5. Serve hot with plain rice

You can also add some prawns to this dish and you basically just add them in with the ladies fingers. This is such an easy and yummy dish that every time I make it, I have to fight for my portion. There is just no respect for the chef!

Curry Leaves

The Indian spice seller was such as sweetheart that he gave me two sprigs of curry leaves on the house. I really like going to the wet markets because you get a level of interaction with the stall keepers that you just do not get in a supermarket. They are usually sweet, helpful and are inclined to give you lots of freebies.

For some reason, most wet market stall keepers seem to like me. Maybe it's because I am always so curious about everything and would ask them questions about what that odd vegetables is, how do you cook this fish or what is the best cut for XXX dish. Also, I think it's because I look the way I do so they never expect me to be able to cook. The fish mongers are the first section I have to go through and a couple of the cheeky buggers would always yell out "Lang loy" to me every time I go to the wet market. It's embarrassing as it means "pretty girl" in Cantonese and I always wonder if it is a satorial commentary at my state of no make-up and extremely scruffy clothes when I stumble there on weekend mornings.

After that is the vegetable stalls and almost all of the stall keepers are as old as time. They would smile beatifically at me and ask me what I was intending to cook that day. And then they will break into a discussion about recipes and cooking techniques and marvel that a "young girl" like me can actually and does cook on a fairly regular basis.

The meat sellers are last in the wet market. But strangely, this wet market sells mostly pork or chicken. And there is only one stall that sells mutton and of course it is run by a young Indian bloke. He's very nice and we usually have long, involved conversations about recipes and food. And he would usually reserve a couple of bones on the house for me for making stocks. Very nice of him. In fact, they're all lovely people and I'm always happy to go marketing so I can have a wee chat with them.
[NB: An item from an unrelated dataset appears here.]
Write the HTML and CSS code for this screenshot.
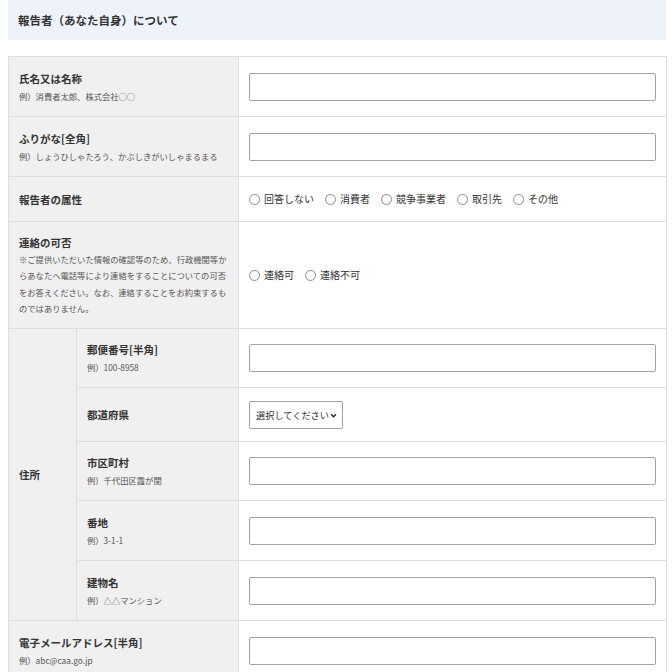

Anyway, back to the curry leaves. Most of the time, you get them dried but frankly they are kind of a waste of time dried as you can hardly get any fragrance from them dried. Lucky for me, I have nice Indian spice sellers who give me fresh ones on the house. Curry leaves are as important to curries as bay leaves are to stews. The leaves are fairly smell and very glossy looking. They are so symmetrical that there is something very comforting about their conformity. The dark green sheen of the leaves bely the delicate feel of the leaves and the fragrance is wonderfully spicy and musky, evoking images of the hot spices seen through diaphanous veils.

I've just expended all my passion on drooling over my ladies fingers so I think I will keep the rest of the spices for the next Weekend Herb Blogging. Now I think I am going to go get more ladies fingers to add to my leftover Mutton Curry. Major drool.

Categories - VeggieMight

5 Comments:

Blogger Kalyn said...

I love learning about these interesting ingredients. Great post.

8:40 pm  
Anonymous paz said...

All very interesting! I like okra, alot. I have to find some lemongrass! Thanks for a wonderful post.

Best,
Paz

4:00 pm  
Anonymous Anonymous said...

Hey there Stephanie,

just made your Brinjal Sambal (with prawns!) tonight based on your recipe, and it eorked very well - and I'm having it for dinner again tomorrow night - along with my fish cooked in galangal,chili, onion, garlic, lemon grass, turmeric and coconut milk - my mother called it Ikan Mouli - not sure of the spelling, but it's been a Wilson recipe ever since we lived in Taiping (early 60's) - anyway - your recipe is a hit! Thanks!!! Graeme

3:53 pm  
Blogger MM said...

Graeme baby! The Ikan Mouli sounds absolutely yummy! Droool. Glad you liked my recipe. I like easy, fast and tasty. Wait ... does that work for men too? LOL. EEUUWWW.

5:51 pm  
Anonymous Anonymous said...

My child loves okra so I bought some red okra seeds online, hoping she would think the color cool. I never was much of a fan of okra, until now! You wouldn't imagine the yield from one plant! For those who don't like the slimy texture, which binds to cholesterol an eliminates it apparently, just cut it up and add it to any casserole recipe. It's great. Also great in omelettes.